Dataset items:
-*-*-

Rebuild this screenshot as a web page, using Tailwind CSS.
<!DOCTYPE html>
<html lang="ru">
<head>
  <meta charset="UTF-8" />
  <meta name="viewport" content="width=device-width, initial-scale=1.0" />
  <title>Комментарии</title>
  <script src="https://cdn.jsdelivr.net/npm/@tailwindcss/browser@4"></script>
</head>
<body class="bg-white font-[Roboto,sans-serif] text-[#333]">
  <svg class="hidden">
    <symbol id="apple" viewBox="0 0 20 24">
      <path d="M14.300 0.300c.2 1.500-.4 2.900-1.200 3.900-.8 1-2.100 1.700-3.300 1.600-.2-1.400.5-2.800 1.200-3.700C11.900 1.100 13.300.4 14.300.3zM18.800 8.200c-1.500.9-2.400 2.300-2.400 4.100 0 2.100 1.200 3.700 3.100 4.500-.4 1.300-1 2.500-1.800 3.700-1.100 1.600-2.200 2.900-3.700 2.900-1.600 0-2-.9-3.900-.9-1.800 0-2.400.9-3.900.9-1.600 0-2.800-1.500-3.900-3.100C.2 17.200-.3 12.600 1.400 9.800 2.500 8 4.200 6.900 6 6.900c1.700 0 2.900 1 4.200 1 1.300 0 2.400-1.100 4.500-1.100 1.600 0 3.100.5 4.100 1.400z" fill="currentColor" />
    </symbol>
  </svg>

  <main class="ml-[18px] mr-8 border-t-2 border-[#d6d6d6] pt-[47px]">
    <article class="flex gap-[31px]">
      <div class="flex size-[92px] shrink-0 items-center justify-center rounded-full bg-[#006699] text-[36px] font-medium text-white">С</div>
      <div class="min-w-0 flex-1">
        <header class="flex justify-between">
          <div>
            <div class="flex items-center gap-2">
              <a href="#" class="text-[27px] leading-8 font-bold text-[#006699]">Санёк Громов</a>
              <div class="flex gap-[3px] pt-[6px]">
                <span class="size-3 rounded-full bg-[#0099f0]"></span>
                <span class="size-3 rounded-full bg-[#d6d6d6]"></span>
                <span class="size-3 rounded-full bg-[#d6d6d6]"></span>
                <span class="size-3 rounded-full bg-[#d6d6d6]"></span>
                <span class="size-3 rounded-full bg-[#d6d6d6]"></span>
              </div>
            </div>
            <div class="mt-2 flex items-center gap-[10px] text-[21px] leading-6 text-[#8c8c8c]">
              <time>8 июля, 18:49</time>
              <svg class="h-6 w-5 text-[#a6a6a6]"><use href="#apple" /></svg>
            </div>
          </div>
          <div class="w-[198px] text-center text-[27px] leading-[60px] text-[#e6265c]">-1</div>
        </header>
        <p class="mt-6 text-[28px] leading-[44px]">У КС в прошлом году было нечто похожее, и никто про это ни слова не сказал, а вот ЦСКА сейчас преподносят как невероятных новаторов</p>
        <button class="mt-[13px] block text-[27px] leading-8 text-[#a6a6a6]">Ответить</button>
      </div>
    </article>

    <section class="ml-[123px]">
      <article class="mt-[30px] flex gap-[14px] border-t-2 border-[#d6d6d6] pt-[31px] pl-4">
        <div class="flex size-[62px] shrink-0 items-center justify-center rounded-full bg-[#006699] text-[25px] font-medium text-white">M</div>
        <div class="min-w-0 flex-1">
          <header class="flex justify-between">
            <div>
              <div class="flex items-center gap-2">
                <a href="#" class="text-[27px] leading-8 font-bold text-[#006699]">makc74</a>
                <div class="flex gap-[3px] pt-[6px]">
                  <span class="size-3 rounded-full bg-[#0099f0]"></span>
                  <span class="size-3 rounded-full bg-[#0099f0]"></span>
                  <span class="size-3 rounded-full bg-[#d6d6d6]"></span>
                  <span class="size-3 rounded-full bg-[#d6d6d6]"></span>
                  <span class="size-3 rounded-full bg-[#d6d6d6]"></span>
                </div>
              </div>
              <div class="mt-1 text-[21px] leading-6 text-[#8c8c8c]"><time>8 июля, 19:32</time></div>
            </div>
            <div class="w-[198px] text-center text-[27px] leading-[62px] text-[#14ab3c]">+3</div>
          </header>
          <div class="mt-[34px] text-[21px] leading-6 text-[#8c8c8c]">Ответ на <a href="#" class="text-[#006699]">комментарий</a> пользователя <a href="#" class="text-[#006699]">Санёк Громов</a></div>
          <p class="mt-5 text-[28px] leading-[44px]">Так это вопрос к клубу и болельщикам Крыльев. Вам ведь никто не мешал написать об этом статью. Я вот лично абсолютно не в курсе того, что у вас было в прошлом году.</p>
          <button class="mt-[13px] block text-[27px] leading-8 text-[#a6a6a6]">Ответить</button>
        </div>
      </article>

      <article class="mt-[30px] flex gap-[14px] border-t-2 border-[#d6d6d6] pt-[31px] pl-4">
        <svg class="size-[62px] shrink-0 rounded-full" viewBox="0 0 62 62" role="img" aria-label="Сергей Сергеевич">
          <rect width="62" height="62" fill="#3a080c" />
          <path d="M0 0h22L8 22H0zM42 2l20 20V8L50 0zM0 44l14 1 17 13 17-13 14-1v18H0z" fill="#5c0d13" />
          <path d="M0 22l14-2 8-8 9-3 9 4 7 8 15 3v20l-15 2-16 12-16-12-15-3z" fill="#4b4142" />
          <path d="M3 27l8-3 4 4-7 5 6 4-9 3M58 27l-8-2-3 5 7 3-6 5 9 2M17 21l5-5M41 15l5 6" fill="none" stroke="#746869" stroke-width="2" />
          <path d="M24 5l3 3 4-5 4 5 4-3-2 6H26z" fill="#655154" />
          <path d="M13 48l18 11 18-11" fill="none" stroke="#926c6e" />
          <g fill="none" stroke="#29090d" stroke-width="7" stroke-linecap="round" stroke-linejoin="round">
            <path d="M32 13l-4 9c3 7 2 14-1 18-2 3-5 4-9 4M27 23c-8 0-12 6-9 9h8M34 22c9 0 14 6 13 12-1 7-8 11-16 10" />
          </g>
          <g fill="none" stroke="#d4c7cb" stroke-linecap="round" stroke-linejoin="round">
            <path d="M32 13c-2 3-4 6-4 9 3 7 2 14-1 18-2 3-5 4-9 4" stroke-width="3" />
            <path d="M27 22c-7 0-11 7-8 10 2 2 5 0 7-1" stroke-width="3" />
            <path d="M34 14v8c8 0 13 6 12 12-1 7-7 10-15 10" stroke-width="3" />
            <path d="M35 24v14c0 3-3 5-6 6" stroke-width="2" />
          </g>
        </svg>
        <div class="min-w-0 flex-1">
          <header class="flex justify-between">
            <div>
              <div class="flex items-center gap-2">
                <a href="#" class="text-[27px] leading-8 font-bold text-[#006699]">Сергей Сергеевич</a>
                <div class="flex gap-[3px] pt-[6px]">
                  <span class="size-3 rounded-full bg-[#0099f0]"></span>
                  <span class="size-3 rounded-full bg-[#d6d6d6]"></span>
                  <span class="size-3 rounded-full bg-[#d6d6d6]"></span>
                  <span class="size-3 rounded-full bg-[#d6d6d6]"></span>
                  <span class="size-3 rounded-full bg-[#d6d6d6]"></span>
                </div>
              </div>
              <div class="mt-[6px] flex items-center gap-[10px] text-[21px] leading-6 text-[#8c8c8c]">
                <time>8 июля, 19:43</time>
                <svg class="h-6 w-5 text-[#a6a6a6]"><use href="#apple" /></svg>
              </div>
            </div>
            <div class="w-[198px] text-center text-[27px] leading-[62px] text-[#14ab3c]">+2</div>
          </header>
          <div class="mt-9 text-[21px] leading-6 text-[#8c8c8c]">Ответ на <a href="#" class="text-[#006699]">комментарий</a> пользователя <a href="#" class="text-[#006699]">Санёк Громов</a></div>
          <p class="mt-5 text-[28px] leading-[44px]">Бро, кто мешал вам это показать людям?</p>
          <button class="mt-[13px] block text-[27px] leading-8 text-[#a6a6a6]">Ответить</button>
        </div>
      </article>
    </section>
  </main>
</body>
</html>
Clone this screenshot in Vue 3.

-*-*-

### [Required work]
Say the number of lines in the listing that hold "this", with no added words.

### [The response]
2